Practical steps for small businesses
Navigating the payments landscape doesn't have to be overwhelming and incremental steps can make a big difference:
- Listen to your customers: What payment methods do your customers prefer? Gather data through surveys, analyse transaction data, and seek feedback to tailor your approach
- Offer a range of options: Go beyond what's convenient for your business and provide options your customers value. Consider your customer demographics and industry to determine the most relevant options, whether that's credit cards, BNPL, mobile wallets, or bank transfers
- Be upfront about costs: Build trust by being transparent about payment costs. Eliminate hidden fees and clearly communicate any transaction charges to avoid eroding trust and potentially losing customers
- Prioritise security: Invest in secure systems and educate customers about your data protection measures. Transparency builds confidence and loyalty
- Work smarter, not harder: Embrace technology to streamline your operations. Integrate payment processors with your accounting software to simplify reconciliation, automate payment reminders, and gain valuable cash-flow insights.

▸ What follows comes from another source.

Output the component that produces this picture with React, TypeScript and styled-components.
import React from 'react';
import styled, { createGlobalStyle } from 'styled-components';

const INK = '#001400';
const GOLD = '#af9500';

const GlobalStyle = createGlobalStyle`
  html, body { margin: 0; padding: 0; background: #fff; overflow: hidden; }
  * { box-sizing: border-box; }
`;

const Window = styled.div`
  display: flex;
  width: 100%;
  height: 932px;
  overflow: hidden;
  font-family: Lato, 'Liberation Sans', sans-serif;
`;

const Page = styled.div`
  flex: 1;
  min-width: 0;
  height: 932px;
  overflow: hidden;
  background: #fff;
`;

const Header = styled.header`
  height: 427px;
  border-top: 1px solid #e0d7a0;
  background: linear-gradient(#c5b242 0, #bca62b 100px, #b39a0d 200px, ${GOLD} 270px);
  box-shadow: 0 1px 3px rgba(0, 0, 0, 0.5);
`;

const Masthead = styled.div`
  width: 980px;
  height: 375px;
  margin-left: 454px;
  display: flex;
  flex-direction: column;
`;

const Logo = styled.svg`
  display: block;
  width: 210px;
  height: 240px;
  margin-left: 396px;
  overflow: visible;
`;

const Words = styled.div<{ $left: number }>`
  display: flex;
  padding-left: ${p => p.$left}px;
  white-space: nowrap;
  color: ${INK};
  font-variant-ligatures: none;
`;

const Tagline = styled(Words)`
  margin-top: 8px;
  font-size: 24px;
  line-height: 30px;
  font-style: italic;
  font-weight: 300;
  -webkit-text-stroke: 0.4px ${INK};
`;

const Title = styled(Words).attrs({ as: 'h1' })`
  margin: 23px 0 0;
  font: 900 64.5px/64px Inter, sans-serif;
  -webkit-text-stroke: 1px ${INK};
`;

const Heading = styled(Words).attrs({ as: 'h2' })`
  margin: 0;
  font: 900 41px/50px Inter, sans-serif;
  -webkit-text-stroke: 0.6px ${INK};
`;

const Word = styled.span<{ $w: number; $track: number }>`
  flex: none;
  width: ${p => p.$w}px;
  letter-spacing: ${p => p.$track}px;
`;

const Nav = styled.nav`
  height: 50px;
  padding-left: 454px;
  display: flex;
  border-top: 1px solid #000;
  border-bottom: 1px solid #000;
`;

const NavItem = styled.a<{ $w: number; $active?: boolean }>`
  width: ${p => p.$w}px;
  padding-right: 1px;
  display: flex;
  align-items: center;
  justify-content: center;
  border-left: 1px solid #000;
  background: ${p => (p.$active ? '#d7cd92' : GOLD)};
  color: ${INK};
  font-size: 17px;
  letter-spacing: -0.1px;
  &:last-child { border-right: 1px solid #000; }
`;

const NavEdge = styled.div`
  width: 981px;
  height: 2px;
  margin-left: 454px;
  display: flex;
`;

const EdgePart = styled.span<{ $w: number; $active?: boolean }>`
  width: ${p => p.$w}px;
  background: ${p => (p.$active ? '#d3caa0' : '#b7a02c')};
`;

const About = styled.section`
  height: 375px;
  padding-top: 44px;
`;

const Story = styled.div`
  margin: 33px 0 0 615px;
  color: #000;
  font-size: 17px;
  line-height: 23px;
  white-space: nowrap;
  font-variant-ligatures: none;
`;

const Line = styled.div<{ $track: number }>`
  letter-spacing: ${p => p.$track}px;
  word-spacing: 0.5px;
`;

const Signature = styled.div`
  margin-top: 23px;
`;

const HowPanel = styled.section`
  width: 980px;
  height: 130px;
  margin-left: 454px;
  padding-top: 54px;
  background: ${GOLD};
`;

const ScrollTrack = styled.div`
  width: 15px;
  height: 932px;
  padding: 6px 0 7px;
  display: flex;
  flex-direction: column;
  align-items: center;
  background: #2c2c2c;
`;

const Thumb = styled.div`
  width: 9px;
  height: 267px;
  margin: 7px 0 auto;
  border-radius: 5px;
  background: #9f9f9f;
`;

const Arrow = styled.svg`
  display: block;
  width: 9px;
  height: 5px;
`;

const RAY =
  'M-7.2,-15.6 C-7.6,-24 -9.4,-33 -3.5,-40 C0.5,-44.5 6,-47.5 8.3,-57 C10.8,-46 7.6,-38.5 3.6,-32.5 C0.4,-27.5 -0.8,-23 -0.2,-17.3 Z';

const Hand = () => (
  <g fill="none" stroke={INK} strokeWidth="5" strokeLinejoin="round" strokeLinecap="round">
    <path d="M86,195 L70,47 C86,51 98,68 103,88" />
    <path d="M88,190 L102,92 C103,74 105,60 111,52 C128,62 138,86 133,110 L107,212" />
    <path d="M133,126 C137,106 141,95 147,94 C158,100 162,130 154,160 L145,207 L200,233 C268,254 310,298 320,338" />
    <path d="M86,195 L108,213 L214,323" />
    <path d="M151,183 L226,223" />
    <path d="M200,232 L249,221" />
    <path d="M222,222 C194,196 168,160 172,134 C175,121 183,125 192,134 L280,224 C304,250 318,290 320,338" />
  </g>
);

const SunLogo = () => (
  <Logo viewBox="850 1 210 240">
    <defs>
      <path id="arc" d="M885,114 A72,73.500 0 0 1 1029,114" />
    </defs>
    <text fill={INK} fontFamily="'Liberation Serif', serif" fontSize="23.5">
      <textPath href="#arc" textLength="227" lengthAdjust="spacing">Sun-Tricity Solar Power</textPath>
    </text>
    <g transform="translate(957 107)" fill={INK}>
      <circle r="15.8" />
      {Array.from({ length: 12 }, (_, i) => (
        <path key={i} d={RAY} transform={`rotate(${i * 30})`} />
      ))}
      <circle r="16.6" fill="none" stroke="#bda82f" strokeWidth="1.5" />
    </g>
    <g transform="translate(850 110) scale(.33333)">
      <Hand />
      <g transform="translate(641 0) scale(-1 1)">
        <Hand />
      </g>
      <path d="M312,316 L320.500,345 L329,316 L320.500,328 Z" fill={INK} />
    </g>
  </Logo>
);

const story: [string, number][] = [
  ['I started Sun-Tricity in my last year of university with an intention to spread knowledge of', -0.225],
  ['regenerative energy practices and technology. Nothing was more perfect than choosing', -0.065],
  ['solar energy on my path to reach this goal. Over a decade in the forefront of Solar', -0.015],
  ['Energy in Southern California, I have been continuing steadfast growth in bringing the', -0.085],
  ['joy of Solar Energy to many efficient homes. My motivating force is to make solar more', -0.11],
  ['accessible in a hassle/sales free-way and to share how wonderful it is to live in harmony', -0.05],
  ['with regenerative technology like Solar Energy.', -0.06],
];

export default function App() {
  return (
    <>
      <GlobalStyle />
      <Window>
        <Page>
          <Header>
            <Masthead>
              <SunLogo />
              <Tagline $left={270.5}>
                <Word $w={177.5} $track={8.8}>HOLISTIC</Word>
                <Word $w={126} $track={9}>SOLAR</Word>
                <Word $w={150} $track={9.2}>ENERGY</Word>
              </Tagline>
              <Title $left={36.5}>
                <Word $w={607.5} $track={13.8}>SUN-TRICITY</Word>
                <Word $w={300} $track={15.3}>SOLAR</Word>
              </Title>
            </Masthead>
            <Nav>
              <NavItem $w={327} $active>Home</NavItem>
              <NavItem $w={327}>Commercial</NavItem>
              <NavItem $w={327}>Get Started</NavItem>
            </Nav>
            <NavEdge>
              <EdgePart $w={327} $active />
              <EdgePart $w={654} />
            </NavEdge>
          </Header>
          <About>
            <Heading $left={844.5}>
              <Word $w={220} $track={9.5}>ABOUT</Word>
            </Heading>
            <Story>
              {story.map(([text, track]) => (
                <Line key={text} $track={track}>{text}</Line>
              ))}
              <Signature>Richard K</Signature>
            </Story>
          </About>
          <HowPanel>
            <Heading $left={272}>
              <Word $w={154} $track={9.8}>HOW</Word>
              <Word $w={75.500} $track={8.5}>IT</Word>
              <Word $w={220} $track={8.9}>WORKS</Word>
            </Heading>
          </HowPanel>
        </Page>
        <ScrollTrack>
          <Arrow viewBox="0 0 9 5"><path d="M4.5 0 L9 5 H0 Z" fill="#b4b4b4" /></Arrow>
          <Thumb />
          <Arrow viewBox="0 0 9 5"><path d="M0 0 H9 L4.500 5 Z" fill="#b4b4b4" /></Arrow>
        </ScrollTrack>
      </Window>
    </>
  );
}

Evolution in the payments landscape is showing no signs of slowing down, driven by technological advances and shifting consumer demands.
For small businesses, the challenge isn't just keeping up, it's turning payments from a potential pain point into a competitive advantage.
By aligning payment offerings with customer preferences, small businesses can reduce friction, strengthen cash flow, and foster loyalty.
Payments are more than just transactions - they're touchpoints. And when you get them right, you open the door to long-term growth and trust.